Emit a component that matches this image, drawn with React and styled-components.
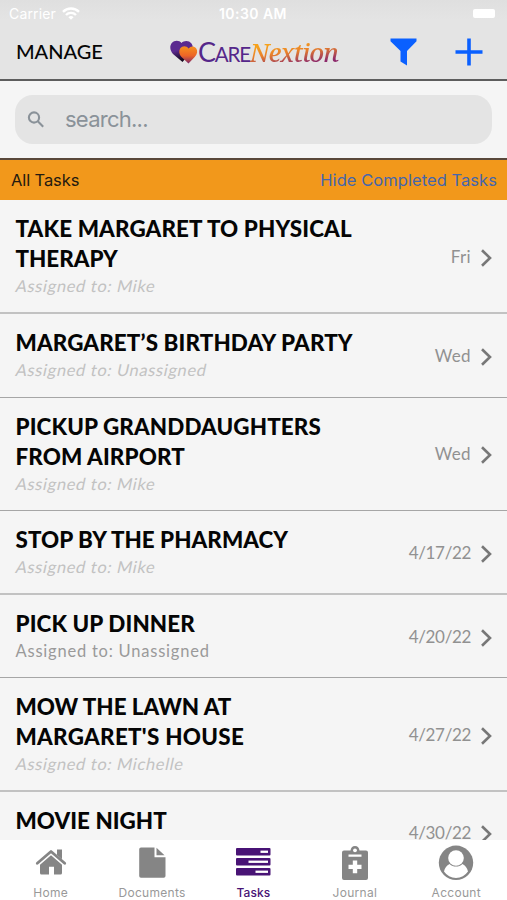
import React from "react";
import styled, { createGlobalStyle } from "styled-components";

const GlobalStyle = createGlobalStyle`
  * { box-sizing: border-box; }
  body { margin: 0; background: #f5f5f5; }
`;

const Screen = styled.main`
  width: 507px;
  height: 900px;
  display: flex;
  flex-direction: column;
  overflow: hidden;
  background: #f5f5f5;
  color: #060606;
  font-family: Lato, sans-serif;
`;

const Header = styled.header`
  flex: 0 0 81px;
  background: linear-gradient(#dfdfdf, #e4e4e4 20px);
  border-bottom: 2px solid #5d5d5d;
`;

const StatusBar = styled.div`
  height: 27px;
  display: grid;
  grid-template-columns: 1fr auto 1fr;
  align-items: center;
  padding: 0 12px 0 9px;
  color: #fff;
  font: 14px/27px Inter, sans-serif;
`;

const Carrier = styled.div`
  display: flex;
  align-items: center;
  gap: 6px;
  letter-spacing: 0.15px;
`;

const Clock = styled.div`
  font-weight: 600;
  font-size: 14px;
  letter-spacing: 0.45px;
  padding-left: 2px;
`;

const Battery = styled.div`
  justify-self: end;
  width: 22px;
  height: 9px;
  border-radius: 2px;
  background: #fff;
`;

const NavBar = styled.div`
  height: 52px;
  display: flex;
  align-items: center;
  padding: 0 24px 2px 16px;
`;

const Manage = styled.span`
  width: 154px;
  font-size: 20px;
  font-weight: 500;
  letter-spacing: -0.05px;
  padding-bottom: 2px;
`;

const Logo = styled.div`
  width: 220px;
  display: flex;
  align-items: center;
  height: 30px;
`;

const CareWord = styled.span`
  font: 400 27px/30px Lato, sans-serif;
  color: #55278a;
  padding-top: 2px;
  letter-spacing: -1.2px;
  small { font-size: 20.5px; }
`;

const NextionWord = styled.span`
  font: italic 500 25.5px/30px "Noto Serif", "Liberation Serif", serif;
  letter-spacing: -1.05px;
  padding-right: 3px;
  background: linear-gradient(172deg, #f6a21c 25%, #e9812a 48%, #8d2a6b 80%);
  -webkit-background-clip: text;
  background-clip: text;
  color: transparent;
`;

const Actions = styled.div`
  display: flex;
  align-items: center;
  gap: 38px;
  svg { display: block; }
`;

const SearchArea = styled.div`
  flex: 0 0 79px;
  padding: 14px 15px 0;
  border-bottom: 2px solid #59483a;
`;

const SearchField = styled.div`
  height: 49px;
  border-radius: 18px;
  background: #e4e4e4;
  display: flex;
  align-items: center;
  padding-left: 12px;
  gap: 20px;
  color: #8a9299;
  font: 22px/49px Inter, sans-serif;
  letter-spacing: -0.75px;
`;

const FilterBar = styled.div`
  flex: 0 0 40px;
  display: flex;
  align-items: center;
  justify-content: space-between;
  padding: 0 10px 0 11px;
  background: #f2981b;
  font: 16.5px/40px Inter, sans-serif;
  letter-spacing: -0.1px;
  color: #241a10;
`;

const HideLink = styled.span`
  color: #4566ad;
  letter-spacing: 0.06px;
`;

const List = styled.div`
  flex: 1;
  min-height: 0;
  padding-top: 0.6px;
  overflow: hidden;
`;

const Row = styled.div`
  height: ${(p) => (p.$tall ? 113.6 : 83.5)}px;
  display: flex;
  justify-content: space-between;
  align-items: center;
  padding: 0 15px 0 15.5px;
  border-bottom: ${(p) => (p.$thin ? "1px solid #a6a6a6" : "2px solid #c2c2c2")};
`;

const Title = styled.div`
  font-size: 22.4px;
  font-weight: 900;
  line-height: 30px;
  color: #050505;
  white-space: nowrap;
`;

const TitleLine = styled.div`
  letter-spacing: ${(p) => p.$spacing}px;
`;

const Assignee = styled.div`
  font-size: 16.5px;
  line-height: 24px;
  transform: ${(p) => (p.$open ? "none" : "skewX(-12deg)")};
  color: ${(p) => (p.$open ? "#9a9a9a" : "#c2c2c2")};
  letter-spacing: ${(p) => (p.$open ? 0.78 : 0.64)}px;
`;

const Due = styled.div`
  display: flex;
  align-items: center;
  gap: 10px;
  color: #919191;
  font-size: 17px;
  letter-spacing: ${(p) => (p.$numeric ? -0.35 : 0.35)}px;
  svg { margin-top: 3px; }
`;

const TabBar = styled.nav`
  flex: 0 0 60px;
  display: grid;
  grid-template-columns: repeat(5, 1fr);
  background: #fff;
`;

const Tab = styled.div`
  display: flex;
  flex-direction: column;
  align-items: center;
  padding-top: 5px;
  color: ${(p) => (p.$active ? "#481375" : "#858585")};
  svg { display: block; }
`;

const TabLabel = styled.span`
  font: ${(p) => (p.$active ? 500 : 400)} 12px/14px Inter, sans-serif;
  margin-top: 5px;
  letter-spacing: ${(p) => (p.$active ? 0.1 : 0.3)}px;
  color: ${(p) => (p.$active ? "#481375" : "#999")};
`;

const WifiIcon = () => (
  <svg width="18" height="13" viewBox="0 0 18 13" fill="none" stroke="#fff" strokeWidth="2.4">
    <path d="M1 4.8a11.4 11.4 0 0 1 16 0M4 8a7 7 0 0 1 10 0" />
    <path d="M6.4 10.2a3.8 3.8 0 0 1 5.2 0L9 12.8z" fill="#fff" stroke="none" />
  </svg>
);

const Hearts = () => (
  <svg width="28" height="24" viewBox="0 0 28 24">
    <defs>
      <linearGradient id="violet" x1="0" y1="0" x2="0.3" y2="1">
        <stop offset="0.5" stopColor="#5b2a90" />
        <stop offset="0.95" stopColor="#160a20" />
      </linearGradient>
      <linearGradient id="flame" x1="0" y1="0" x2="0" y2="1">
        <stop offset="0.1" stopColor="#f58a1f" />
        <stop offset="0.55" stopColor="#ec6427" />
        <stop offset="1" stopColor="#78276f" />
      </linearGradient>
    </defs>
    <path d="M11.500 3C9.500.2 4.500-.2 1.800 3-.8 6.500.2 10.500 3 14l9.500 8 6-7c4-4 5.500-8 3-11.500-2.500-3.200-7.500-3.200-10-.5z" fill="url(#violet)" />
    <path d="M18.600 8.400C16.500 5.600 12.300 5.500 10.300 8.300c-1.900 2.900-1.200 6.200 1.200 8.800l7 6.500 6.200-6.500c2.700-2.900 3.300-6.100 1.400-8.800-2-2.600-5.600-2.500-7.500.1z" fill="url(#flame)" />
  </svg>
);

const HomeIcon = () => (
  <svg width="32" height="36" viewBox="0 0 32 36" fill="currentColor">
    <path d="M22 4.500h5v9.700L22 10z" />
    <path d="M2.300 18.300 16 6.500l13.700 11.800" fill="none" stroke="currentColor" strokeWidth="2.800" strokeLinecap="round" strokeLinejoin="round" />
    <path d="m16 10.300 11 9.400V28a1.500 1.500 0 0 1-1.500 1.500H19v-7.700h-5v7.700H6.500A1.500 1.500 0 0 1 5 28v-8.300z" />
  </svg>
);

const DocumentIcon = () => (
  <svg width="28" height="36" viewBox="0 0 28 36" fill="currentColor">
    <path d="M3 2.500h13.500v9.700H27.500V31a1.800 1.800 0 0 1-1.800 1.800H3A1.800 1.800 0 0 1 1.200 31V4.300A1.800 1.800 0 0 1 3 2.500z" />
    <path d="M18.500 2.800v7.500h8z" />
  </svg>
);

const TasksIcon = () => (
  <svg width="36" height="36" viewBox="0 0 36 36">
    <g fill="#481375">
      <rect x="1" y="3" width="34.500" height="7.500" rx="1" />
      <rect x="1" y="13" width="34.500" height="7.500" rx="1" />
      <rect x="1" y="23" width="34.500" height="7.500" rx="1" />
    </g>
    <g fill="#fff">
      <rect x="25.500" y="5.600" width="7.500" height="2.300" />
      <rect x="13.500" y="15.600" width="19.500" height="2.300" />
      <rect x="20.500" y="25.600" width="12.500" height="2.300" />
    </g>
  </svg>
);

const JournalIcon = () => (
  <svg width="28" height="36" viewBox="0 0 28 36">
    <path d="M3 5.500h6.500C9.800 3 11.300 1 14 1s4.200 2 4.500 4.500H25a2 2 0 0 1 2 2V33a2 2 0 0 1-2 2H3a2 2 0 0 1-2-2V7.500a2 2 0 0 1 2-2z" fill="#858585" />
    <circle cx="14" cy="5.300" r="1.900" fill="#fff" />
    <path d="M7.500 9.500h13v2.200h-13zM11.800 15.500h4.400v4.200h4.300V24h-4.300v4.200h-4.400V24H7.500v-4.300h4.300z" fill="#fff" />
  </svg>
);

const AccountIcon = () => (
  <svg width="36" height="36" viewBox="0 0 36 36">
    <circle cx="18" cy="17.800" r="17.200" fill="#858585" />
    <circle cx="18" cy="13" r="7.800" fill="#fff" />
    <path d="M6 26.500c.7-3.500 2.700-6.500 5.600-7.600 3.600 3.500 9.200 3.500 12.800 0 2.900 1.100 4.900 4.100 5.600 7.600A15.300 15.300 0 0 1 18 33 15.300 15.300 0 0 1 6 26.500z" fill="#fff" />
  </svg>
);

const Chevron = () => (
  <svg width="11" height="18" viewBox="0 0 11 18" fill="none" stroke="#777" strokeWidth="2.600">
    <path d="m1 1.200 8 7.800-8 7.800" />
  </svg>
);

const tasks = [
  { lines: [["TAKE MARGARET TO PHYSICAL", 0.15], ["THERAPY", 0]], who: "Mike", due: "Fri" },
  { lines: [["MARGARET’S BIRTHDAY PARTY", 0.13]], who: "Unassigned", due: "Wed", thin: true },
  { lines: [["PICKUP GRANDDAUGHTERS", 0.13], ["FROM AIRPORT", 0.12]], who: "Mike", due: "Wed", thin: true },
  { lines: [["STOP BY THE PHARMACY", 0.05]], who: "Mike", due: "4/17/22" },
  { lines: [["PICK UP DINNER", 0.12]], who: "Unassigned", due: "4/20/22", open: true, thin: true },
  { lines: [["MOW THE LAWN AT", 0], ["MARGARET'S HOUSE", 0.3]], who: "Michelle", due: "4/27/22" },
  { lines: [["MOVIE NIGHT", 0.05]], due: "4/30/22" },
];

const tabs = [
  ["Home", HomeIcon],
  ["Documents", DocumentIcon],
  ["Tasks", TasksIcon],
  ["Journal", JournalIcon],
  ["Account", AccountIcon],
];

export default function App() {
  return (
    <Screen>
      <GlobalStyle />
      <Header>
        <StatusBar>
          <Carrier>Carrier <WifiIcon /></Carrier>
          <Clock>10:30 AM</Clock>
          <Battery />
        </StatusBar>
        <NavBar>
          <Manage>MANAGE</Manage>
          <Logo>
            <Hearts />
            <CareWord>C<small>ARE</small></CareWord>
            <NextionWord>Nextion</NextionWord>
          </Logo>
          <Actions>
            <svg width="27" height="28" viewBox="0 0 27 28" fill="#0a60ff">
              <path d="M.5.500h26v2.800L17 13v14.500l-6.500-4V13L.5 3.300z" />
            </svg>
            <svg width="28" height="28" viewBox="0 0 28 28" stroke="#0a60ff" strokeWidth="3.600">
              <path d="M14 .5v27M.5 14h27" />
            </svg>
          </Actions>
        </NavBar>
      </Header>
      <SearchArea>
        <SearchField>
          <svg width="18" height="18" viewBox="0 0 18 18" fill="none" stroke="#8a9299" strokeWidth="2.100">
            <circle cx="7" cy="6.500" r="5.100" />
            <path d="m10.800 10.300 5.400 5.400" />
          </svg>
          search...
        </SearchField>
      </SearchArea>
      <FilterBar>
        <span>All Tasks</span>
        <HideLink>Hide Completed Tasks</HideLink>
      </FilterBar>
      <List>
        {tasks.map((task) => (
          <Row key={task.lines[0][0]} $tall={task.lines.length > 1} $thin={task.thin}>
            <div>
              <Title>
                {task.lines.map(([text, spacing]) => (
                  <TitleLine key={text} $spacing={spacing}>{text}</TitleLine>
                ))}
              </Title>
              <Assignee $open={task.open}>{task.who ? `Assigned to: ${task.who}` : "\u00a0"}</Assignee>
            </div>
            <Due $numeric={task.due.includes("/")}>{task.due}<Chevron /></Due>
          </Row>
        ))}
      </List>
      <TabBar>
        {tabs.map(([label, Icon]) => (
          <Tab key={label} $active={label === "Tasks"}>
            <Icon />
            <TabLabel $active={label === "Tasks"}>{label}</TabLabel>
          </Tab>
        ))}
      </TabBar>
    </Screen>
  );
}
···
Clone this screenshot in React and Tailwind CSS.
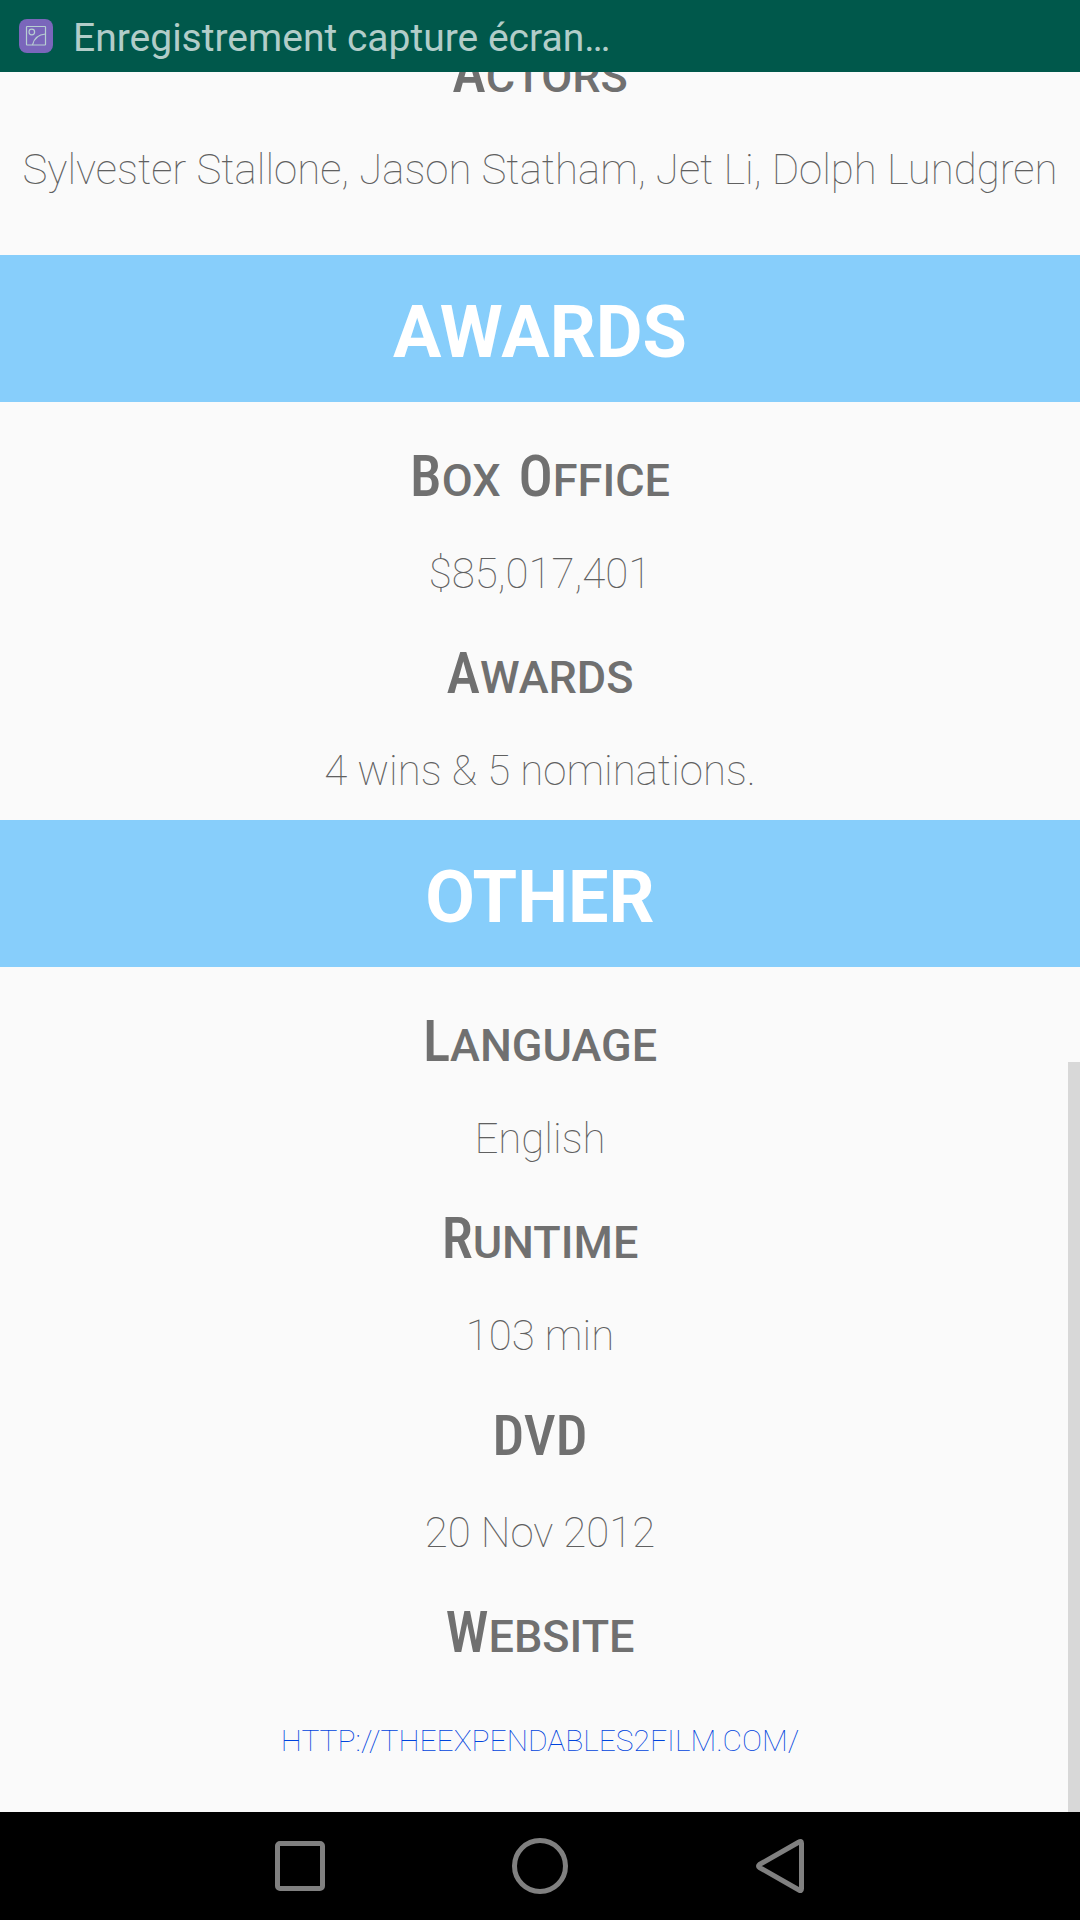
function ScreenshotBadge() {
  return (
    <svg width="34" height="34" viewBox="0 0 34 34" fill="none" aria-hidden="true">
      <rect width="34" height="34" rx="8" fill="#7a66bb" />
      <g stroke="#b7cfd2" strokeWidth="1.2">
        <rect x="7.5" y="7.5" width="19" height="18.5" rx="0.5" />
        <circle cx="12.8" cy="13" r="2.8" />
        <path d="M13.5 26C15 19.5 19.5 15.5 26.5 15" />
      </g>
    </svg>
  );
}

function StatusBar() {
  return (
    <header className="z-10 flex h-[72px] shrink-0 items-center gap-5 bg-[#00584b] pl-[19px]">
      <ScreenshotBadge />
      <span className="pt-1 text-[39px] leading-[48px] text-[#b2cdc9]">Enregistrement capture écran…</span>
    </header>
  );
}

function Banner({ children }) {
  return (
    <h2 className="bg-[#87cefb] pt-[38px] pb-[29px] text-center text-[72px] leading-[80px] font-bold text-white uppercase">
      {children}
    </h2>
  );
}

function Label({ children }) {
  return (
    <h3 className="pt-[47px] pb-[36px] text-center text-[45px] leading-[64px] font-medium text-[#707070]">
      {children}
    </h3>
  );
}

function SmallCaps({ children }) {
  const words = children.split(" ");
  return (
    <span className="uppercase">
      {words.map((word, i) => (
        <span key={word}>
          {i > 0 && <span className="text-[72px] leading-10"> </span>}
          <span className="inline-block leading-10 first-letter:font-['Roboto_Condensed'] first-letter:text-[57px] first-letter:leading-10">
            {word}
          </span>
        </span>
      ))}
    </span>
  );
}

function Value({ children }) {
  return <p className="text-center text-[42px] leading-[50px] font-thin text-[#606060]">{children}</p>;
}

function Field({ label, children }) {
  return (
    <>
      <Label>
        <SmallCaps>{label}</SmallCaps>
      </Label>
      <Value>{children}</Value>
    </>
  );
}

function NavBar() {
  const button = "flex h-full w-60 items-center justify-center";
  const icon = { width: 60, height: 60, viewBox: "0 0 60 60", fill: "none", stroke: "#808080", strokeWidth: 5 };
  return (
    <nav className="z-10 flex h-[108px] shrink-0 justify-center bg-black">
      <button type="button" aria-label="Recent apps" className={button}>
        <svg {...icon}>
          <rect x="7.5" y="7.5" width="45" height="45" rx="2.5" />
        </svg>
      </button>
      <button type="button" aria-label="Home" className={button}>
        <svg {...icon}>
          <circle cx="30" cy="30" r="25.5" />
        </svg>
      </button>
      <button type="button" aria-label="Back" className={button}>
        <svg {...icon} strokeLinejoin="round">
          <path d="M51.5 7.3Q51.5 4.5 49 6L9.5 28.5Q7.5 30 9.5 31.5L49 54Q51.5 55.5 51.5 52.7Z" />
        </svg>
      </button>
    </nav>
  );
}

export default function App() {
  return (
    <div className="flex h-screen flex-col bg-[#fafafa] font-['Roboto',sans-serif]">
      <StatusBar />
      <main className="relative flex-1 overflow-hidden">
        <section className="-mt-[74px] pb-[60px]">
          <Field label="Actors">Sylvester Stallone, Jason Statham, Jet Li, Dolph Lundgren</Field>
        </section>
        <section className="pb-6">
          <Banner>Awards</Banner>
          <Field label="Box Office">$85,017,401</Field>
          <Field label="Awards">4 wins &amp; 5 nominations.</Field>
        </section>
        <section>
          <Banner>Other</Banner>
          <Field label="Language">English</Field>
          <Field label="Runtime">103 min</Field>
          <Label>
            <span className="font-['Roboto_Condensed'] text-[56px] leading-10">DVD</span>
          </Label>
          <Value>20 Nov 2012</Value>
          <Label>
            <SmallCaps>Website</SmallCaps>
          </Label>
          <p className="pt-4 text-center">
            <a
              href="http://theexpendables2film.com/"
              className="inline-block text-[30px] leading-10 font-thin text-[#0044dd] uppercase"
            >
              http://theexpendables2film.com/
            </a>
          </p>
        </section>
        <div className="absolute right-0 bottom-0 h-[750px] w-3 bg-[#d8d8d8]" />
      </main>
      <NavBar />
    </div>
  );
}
···
• [Your objective]
Find every line containing the word "this", then give the total and nothing more.

• [Task solution]
2